— Begin Raw data —
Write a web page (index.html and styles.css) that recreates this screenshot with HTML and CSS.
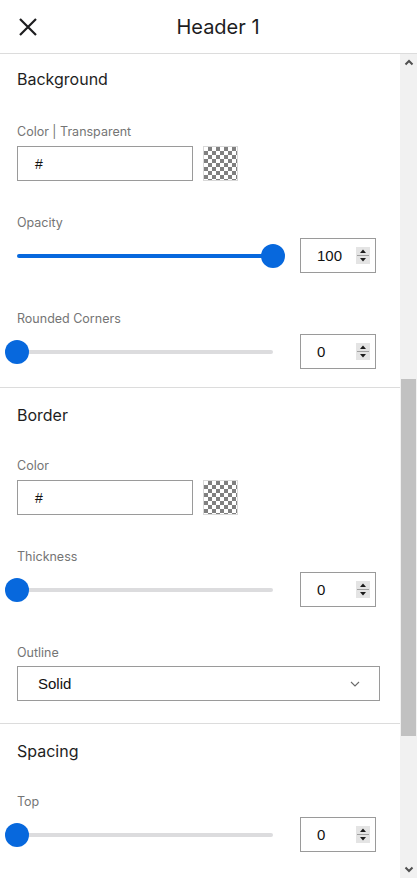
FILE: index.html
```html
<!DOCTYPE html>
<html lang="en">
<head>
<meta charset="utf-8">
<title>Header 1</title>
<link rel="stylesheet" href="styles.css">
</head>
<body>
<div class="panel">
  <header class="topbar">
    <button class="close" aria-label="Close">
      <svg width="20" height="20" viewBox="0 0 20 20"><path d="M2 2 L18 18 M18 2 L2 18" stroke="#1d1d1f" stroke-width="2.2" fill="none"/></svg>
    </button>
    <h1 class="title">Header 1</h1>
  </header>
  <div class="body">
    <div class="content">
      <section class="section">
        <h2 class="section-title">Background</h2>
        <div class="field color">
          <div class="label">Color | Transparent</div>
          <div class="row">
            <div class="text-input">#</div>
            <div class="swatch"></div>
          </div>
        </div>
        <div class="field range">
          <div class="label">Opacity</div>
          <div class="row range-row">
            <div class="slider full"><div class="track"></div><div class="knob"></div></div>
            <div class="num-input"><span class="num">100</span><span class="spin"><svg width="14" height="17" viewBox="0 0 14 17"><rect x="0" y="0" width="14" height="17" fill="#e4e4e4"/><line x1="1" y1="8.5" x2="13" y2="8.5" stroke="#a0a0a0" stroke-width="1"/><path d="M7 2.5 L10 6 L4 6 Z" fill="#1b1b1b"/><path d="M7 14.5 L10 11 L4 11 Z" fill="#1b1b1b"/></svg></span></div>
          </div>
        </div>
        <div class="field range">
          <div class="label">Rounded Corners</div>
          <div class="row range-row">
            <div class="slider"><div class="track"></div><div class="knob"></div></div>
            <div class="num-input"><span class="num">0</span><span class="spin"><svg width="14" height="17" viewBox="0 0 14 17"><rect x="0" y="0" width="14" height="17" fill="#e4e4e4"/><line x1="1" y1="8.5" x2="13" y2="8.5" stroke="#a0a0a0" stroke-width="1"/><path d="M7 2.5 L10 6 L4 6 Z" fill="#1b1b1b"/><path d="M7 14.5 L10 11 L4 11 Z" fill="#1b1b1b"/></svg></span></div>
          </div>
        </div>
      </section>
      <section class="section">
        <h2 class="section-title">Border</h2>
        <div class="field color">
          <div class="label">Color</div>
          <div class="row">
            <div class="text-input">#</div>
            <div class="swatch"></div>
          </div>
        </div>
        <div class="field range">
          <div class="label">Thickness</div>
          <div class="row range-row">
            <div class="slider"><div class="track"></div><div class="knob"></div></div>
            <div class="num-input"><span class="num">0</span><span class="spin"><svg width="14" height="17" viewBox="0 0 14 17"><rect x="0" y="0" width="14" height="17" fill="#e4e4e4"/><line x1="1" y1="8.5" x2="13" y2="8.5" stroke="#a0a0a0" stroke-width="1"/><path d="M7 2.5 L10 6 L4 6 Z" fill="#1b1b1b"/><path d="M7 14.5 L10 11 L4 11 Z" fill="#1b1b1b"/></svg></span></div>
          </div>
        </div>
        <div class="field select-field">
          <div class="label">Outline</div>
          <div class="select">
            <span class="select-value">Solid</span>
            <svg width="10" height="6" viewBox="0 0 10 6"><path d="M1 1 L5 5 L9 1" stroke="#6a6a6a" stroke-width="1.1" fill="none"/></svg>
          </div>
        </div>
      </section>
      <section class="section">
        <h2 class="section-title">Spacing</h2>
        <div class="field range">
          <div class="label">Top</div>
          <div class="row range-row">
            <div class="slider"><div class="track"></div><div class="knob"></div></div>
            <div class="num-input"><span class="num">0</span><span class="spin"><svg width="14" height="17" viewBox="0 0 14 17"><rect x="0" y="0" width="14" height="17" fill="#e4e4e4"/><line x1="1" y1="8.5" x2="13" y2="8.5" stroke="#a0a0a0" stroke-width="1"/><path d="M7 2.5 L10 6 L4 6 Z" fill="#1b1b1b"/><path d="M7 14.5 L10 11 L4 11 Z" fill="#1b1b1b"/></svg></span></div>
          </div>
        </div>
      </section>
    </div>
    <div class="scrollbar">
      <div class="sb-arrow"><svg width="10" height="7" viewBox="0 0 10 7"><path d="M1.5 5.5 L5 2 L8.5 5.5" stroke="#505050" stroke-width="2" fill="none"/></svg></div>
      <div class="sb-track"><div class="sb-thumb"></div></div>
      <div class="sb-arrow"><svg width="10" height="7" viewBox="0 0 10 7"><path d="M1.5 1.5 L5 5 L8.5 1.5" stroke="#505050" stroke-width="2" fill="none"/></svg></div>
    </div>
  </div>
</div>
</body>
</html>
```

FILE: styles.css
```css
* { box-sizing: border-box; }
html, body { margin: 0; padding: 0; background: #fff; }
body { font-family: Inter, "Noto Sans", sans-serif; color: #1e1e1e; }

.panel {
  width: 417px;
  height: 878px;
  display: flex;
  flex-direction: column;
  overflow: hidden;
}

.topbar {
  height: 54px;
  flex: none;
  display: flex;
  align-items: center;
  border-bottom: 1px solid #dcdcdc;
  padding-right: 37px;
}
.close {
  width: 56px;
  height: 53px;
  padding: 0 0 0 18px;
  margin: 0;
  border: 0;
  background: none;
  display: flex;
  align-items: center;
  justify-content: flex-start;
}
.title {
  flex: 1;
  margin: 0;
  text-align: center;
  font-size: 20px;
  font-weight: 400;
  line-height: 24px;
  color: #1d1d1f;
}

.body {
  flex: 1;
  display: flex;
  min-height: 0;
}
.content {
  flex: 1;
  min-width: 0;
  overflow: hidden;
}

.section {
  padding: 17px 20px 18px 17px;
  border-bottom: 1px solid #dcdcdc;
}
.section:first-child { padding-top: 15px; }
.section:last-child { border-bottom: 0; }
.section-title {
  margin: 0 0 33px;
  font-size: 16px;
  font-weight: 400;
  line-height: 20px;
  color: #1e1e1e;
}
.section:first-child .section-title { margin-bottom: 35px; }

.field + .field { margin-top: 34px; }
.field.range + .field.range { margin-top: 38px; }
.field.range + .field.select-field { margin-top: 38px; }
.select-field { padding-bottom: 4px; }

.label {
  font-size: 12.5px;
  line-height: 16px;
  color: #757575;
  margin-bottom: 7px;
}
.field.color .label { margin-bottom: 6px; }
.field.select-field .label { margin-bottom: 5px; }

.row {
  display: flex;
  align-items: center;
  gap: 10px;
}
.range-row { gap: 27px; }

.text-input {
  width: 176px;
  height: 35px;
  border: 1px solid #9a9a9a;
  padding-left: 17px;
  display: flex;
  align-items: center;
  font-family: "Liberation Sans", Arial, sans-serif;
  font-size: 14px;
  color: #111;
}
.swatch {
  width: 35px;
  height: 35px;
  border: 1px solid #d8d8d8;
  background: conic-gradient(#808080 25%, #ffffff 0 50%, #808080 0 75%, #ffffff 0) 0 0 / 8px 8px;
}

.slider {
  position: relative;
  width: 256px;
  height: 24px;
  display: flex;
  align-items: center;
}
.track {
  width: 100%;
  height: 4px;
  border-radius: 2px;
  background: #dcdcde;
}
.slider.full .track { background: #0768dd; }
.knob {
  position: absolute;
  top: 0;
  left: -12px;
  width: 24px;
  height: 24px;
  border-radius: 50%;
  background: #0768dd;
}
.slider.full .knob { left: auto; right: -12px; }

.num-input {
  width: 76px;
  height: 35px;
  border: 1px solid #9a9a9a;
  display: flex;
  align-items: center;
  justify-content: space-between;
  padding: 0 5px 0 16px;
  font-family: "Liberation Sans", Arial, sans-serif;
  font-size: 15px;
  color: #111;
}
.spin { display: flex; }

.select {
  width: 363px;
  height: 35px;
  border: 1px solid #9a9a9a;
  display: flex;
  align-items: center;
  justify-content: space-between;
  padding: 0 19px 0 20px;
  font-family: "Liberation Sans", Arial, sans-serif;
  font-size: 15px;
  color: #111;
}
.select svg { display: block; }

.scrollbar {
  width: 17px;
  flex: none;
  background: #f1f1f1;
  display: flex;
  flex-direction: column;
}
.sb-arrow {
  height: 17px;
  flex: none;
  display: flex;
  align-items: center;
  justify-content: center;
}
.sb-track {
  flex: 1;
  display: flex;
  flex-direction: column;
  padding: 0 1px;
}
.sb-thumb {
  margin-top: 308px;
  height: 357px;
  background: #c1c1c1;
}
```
— End Raw data —
Where a line in the material contains "styles", copy that line.

Write a web page (index.html and styles.css) that recreates this screenshot with HTML and CSS.
<link rel="stylesheet" href="styles.css">
FILE: styles.css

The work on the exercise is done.